SIMD optimization would basically require redesigning it from scratch.
- phire. 2021-11-15
That doesn't sit well with me. Formats like PNG cat get near QOI speed by exploiting SIMD on modern CPUs. Ok. maybe SIMD optimization is out of the discussion. Maybe some cache-friendly coding and and low level optimization when possible can still push QOI further. This project is wiritten in the trust your compiler but verify optimizer works approach.
As of writing this document. MagicQOI is at least as fast as the official QOI implementation. And up to 2x faster decoding images with lots of repitiions.
To build this project.

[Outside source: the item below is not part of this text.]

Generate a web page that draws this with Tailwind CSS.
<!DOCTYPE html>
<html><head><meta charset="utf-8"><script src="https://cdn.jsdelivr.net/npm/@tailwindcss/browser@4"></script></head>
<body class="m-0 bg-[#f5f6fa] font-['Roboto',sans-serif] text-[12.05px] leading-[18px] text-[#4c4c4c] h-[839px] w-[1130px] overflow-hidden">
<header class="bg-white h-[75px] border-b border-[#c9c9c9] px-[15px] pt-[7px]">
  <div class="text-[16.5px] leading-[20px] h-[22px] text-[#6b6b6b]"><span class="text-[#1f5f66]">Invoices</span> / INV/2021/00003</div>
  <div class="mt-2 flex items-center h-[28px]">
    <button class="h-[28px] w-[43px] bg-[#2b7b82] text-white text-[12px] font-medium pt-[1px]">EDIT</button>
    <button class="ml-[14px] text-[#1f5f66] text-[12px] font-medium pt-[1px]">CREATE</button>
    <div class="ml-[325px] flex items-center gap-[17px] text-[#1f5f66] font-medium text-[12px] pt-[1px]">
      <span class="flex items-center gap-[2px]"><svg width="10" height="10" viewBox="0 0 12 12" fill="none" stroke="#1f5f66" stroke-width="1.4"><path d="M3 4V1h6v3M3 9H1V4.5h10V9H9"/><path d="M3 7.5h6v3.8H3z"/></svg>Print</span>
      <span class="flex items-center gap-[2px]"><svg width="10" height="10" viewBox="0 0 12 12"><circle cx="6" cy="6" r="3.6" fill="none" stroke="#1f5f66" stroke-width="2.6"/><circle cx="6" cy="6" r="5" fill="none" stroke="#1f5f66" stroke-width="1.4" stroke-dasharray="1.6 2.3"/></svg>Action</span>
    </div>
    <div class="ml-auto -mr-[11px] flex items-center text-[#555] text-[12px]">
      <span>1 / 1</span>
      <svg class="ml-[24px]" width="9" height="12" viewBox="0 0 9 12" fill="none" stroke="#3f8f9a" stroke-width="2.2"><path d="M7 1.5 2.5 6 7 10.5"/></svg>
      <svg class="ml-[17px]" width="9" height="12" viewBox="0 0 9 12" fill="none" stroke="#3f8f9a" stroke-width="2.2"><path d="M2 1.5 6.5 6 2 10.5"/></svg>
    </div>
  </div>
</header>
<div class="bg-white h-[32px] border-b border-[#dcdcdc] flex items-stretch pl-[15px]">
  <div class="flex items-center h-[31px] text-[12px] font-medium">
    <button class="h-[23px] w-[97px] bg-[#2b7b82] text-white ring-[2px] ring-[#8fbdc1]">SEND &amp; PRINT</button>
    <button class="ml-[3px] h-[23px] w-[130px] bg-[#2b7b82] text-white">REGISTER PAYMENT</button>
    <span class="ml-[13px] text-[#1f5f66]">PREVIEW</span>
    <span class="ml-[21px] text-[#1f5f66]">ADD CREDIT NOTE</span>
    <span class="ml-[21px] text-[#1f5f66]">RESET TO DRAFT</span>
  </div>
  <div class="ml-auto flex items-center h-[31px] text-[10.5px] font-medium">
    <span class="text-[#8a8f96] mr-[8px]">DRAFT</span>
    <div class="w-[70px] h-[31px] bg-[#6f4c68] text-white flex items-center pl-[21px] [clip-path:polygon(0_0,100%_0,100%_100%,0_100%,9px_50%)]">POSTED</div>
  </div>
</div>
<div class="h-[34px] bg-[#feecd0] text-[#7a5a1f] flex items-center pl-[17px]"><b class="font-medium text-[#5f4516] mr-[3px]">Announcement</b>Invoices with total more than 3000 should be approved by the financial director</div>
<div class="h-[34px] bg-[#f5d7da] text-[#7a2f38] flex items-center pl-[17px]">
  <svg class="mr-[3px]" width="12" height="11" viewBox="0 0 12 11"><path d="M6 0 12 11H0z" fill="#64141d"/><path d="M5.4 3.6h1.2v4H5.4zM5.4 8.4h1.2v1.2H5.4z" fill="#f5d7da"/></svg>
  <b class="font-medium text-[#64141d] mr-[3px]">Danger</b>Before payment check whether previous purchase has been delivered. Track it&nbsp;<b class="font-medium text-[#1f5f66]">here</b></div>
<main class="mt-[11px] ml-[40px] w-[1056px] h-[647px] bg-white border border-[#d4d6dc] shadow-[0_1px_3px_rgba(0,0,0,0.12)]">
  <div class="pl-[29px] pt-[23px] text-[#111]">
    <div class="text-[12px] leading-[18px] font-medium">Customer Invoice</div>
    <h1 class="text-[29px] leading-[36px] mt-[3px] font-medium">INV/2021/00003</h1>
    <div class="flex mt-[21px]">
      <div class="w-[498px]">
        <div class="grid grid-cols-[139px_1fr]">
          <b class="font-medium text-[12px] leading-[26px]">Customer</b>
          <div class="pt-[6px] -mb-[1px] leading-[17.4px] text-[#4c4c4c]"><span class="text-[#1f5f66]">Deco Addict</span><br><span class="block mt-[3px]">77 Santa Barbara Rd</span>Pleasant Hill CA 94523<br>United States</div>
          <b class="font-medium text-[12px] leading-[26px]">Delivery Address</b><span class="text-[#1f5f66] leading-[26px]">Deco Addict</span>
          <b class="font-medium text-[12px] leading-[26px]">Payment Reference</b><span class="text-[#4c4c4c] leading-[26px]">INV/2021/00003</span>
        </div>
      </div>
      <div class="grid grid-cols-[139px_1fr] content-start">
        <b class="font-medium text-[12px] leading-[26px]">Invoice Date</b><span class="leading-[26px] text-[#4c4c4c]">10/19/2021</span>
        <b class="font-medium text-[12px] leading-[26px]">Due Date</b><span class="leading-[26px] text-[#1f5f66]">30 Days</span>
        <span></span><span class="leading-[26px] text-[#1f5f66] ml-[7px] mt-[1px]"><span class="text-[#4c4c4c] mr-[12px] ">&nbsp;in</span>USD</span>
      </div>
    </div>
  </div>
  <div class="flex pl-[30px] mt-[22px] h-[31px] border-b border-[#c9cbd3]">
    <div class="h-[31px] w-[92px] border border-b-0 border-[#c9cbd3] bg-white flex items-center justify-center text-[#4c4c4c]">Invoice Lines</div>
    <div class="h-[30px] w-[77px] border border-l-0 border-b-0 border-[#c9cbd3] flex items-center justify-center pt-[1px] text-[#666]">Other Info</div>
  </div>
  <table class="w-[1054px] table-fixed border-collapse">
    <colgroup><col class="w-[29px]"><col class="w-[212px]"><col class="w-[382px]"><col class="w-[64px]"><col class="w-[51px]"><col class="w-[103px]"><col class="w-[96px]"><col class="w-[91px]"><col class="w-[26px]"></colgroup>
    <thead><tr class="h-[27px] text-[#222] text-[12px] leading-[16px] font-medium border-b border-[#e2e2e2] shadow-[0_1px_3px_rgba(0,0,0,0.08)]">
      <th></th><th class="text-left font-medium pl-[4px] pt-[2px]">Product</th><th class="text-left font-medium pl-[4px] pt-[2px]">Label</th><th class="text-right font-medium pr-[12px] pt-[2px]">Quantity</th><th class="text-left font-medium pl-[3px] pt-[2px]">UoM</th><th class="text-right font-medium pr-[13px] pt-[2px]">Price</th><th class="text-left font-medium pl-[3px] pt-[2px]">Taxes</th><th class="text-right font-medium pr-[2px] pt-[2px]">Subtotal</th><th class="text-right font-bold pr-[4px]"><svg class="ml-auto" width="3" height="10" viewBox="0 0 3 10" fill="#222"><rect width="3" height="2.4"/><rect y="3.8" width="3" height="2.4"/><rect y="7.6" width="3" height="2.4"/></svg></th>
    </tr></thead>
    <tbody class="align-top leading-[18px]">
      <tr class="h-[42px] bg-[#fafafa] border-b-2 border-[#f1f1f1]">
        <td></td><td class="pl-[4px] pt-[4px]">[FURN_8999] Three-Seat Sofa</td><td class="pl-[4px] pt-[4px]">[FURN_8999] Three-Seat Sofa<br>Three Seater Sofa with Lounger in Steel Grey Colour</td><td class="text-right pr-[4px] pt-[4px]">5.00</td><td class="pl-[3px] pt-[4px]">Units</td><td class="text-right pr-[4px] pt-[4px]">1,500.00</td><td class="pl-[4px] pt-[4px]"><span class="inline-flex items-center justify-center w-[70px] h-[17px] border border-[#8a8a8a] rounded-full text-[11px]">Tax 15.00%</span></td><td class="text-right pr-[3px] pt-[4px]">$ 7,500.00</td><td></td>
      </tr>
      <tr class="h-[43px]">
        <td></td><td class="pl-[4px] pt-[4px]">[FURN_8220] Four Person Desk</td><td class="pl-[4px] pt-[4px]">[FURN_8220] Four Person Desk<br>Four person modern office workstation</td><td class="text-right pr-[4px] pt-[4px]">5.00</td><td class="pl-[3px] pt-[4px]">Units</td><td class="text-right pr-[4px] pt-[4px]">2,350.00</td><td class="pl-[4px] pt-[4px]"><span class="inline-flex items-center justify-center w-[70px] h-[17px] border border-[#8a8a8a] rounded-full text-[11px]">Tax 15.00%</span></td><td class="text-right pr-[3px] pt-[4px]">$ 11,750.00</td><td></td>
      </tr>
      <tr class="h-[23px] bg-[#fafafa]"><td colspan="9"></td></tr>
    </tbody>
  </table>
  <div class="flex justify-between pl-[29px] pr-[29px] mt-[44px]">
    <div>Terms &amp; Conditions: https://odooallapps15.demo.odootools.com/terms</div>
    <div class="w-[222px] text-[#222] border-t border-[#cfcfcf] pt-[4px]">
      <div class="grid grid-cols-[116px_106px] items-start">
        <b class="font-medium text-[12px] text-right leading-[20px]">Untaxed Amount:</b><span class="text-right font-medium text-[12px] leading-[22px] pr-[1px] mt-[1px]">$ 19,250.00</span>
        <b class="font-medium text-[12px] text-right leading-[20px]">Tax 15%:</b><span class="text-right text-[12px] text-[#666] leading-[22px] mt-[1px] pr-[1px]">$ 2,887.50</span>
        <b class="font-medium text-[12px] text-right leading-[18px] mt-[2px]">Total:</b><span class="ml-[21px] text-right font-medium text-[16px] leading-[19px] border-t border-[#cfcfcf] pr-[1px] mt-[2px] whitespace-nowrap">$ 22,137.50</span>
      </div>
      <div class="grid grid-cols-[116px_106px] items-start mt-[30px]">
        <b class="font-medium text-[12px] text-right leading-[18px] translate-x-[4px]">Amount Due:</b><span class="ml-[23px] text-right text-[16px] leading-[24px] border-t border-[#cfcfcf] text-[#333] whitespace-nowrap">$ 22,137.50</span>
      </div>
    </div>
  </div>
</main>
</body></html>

You need a C11 capable compiler and CMake. The main API is magicqoi_decode_mem
and magicqoi_encode_mem
which encode/decodes the a QOI image given the raw data pointer. Additionally you need a C++17 compiler and Google Benchmark to build the benchmark and examples.
// to decode
size_t width, height;
int channels;
uint8_t* raw_pixel = magicqoi_decode_mem(data, data_len, &width, &height, &channels);
assert(raw_pixel != NULL);
free(raw_pixel);
// to encode
size_t data_len;
uint8_t* qoi_data = magicqoi_encode_mem(raw_pixel, width, height, channels, &data_len);
assert(qoi_data != NULL);
free(qoi_data);
MagicQOI is marginly faster then the official qoi.h (~10%) at decoding the official QOI image set. Up to more then 2x when facing simple images. Running on a NXP LX2160A (Cortex A72 @ 2.0GHz)

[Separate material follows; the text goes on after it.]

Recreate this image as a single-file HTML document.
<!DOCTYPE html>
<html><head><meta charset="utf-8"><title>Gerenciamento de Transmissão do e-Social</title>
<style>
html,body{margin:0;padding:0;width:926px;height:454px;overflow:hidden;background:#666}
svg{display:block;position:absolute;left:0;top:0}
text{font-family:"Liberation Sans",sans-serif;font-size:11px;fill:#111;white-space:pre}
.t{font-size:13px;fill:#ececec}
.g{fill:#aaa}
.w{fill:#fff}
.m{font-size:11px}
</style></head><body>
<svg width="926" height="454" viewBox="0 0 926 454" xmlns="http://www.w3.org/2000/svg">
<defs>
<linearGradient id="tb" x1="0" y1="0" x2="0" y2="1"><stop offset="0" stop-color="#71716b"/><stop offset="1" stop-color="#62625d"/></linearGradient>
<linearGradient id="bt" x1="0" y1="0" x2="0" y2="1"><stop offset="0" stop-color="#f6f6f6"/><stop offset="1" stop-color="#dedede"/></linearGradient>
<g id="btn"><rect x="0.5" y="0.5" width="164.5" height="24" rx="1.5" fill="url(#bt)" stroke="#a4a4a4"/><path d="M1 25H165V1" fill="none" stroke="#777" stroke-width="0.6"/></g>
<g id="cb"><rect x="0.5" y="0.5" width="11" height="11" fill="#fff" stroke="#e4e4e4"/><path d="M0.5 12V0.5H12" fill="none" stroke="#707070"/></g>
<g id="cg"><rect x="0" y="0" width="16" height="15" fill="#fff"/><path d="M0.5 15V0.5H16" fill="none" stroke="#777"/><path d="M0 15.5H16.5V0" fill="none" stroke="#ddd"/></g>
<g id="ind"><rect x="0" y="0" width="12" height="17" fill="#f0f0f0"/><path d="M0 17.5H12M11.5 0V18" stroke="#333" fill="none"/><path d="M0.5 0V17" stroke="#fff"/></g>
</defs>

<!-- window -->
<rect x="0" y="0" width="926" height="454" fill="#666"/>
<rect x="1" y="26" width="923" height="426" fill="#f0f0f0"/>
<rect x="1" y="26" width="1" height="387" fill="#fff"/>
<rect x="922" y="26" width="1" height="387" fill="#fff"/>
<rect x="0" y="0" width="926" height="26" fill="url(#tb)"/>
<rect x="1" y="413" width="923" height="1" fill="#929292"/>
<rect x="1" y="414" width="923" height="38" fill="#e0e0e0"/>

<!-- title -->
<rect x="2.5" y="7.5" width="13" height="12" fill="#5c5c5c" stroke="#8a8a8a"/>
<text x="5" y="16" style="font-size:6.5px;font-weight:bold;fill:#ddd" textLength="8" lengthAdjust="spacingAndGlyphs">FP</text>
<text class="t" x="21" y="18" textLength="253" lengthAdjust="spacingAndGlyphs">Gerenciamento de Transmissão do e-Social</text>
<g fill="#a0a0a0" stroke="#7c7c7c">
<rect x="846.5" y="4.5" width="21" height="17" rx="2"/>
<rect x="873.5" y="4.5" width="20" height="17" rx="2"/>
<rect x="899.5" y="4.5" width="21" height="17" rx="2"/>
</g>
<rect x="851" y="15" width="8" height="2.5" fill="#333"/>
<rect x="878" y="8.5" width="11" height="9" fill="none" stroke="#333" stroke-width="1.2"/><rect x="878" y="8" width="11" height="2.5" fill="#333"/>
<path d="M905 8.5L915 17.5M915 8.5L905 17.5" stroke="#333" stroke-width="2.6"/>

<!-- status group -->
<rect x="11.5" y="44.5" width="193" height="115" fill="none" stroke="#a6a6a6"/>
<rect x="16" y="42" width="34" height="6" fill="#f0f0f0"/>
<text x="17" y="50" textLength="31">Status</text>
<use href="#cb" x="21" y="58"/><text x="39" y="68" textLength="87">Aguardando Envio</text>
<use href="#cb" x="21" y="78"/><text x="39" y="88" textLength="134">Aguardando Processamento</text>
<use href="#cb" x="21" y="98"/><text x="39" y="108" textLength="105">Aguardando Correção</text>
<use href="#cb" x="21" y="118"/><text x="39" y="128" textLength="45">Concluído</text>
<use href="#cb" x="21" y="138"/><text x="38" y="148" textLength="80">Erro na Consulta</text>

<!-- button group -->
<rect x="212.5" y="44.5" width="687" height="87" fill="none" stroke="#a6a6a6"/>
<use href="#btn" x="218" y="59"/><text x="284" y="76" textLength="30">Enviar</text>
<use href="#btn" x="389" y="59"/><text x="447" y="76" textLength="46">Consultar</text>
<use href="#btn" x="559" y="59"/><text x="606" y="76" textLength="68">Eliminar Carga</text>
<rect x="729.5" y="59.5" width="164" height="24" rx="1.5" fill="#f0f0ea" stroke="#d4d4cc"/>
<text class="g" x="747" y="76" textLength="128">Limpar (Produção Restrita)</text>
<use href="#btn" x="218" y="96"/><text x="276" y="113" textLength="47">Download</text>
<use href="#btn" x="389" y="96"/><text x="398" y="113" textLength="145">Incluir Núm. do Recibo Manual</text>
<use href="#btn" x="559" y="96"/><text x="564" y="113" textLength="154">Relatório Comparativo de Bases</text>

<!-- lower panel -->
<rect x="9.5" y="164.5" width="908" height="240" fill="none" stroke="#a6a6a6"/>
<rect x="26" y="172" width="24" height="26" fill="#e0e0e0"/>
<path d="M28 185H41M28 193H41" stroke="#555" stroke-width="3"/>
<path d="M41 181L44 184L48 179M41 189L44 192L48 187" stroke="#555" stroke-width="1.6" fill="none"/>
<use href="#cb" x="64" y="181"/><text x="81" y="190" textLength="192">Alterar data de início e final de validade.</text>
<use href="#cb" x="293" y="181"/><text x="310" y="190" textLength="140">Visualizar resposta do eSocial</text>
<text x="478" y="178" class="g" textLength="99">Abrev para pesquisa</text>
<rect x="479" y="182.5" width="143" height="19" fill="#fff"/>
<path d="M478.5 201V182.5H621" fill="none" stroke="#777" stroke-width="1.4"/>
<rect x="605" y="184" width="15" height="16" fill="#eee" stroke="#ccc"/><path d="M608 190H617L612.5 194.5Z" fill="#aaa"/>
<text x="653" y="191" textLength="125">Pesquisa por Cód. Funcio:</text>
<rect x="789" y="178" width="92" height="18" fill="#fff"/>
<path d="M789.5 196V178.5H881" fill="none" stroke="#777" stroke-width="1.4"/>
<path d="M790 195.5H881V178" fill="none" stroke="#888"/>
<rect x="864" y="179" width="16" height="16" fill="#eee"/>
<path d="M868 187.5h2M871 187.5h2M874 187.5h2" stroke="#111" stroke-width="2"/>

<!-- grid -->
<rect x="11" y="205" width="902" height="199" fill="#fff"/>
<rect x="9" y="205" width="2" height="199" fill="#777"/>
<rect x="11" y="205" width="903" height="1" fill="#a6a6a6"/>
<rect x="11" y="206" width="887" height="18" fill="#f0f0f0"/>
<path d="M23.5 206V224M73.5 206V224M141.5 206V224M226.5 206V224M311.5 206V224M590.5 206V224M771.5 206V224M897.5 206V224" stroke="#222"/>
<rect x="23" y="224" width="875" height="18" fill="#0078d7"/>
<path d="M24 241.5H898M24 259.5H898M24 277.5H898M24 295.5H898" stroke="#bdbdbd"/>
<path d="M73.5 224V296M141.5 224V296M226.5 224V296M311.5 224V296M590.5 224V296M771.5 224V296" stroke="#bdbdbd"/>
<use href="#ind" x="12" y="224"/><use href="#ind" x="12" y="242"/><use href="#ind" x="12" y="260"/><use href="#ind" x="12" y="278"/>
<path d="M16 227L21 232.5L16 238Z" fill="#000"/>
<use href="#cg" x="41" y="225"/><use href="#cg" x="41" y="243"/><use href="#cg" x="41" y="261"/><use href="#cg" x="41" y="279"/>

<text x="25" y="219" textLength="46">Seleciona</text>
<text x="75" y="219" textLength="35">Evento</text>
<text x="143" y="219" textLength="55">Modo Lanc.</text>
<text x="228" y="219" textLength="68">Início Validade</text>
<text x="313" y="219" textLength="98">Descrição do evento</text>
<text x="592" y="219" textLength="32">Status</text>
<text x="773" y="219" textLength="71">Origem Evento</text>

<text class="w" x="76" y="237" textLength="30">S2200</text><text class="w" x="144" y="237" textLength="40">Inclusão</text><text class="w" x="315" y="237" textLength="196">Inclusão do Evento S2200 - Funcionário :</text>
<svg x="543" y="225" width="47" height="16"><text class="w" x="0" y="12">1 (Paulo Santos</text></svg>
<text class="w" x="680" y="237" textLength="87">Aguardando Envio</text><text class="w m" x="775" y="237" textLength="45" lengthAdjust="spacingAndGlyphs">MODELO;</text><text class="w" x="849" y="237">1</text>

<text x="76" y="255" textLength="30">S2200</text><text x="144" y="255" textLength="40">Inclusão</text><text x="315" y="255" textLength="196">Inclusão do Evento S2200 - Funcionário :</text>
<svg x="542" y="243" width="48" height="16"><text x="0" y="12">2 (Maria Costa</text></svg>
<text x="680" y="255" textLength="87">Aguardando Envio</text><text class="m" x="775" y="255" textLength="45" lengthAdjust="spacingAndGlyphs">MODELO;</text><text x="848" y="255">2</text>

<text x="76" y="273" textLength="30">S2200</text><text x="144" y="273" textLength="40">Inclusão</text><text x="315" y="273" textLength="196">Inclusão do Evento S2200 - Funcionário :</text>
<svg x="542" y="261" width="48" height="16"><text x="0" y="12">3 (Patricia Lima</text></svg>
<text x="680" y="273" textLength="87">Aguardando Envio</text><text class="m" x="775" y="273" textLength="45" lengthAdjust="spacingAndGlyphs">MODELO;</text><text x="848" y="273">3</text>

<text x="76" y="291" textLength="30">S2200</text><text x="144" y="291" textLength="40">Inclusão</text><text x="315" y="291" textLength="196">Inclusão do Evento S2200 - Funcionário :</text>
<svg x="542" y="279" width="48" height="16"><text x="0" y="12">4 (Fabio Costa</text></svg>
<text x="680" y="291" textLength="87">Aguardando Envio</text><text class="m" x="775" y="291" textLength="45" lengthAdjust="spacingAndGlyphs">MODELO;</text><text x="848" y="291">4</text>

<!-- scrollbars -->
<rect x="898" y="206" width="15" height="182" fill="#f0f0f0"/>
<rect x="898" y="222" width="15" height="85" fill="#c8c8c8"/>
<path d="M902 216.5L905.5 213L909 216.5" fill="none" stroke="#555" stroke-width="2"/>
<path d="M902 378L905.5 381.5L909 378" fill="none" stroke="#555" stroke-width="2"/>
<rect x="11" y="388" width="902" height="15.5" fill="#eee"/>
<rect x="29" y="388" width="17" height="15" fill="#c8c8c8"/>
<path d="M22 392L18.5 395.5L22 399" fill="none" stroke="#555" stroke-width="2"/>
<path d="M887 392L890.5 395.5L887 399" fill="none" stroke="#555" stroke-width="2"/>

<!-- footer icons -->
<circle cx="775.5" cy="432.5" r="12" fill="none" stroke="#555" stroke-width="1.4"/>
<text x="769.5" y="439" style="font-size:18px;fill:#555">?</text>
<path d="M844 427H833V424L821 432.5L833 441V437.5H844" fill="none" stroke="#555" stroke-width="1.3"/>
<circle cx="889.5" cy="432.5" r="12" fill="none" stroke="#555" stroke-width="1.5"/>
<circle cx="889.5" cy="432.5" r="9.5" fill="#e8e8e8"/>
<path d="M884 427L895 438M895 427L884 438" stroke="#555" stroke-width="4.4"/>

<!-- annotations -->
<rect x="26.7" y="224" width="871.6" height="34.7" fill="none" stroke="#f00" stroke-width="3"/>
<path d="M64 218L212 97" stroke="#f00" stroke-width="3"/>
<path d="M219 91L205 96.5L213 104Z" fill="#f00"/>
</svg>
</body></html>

❯ ./benchmark/decode_set_benchmark /path/to/qoi/image/set
Loaded 2633 files. 1272MB total.
decode:ms decode:Mp/s decode:Mb/s
magicqoi 13734 90.0035 92.6377
qoi.h 14985 82.4897 84.904
❯ ./benchmark/decode_benchmark
(decoding qoi_logo.qoi)
-------------------------------------------------------------------
Benchmark Time CPU Iterations
-------------------------------------------------------------------
benchmarkDecodeOptimized 142227 ns 142000 ns 4930
benchmarkOfficalDecode 305718 ns 305262 ns 2293
The main performance gain comes from batching RLE pixel writes and adding a special fast path for it. Other minor performance gains comes from reducing load on L1i cache/branch prediction.

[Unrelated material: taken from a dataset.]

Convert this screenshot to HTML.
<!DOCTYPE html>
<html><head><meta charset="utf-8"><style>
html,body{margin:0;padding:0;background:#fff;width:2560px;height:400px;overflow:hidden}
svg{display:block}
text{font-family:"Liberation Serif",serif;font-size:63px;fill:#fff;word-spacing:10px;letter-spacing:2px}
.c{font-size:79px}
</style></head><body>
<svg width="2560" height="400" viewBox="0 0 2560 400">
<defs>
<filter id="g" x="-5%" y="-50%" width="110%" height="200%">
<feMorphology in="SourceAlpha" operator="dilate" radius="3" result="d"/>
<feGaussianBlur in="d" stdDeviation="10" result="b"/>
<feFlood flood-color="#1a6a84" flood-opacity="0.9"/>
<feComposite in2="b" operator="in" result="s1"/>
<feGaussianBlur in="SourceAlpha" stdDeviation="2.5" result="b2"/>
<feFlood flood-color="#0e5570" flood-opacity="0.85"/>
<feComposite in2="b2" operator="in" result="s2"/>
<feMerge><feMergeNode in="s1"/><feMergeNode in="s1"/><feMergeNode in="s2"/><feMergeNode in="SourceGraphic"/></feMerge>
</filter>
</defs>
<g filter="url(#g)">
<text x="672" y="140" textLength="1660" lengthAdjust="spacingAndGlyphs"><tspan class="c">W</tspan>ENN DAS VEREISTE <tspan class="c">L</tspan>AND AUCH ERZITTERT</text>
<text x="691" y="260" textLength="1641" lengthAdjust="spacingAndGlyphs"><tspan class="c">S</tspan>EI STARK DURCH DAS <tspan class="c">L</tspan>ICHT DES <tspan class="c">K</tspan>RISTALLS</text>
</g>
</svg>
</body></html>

Encoding wise, MagicQOI is also ~10% faster. However performance degrades a bit when the image gets larger.
❯./benchmark/encode_set_benchmark /path/to/qoi/image/set/png
Loaded 2634 files. 1207 MPixels total.
encode:ms encode:Mp/s encode:Mb/s fin_size:MB
magicqoi 15242 81.0991 16.5316 251.975
qoi.h 17275 71.555 14.5861 251.975
However. Performance comparsion to rust-qoi
is unknown. I've ran both benchmarks on the same machine. Yet rust-qoi's qoi.h benchmark ran 2.5~3x the speed of ours under the same dataset. Take both numbers with a grain of salt.
My current best guess of bottneck is the L1i$ or branch prediction. Evidence by the fact MagicQOI can hit 126Mp/s when decoding a stream of all INDEX 0
operations. Also I haven't tested this on x64 CPUs.
- Works under strict aliasing
- QOI encoder
- Optimize encoder
- SIMD accelerated encoding
- QOI is not sutable for encoding in SIMD. But can compute prerequisites in SIMD
- Branchless decoding for QOI_OP_DIFF and QOI_OP_RUN (if possible)
- C++ wrapper
- Handle failed allocation during decoding
- Unit tests
- Random image encod/decode parity
- Test more decoding bad streams
- Test results against
qoi.h